Abuses Rampant in Debold Sinas’ Previous Assignments

Major General Debold Sinas. © NCRPO PIO/Facebook

President Rodrigo Duterte has appointed police Maj. Gen. Debold Sinas as the new head of the Philippine National Police (PNP), despite the officer’s troubling human rights track record.

Sinas did little to assuage concerns, vowing at his oath-taking ceremony at the PNP headquarters on Tuesday, to continue Duterte’s “war on drugs,” in which police extrajudicial executions have claimed thousands of lives.

Sinas earned notoriety for his stint as police chief that covered the island of Negros, known for the rampant killing of labor organizers and land rights activists. The governmental Commission on Human Rights reported that under Sinas, “killings in Negros became more frequent and none of the investigations had produced results.”

In the Central Visayas, where Sinas was the police chief from July 2018 to October 2019, activists, peasants, labor leaders, and lawyers were murdered in a spate of killings and massacres. A Senate investigation determined that the police and military carried out most of the killings as part of its counter-insurgency operations against the communist New People’s Army, along with armed vigilante groups that targeted suspected communists and leftists.

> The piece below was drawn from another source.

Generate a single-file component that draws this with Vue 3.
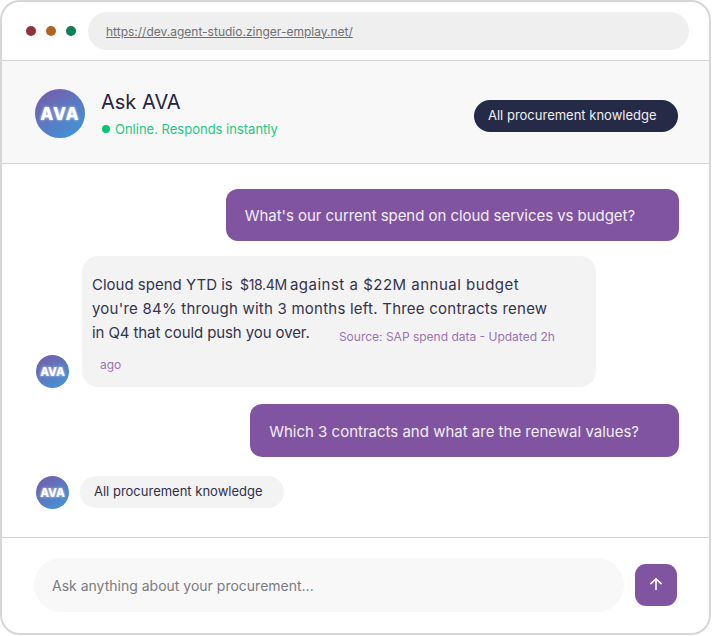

The police have admitted their “drug war” operations across the country have killed nearly 8,000 people, though independent estimates are much higher. An overwhelming majority of these killings, as well as those perpetrated by unidentified assailants linked to the police, have not been investigated. Only one case has resulted in the conviction of police officers. Sinas himself has refused to cooperate with the Commission on Human Rights when it has investigated cases.

Given his record, there are strong reasons to fear that the human rights situation in the country will further deteriorate with Sinas as police chief. During Tuesday’s oath-taking, Sinas urged PNP members to “walk the talk” in enforcing the law, warning corrupt officers that they “will be immediately investigated and dismissed from police service if found guilty.” Sinas should heed his own warning about police accountability. He can gain some credibility by ending extrajudicial killings in the “drug war” and by seriously and impartially investigating the killings in which police officers have been implicated.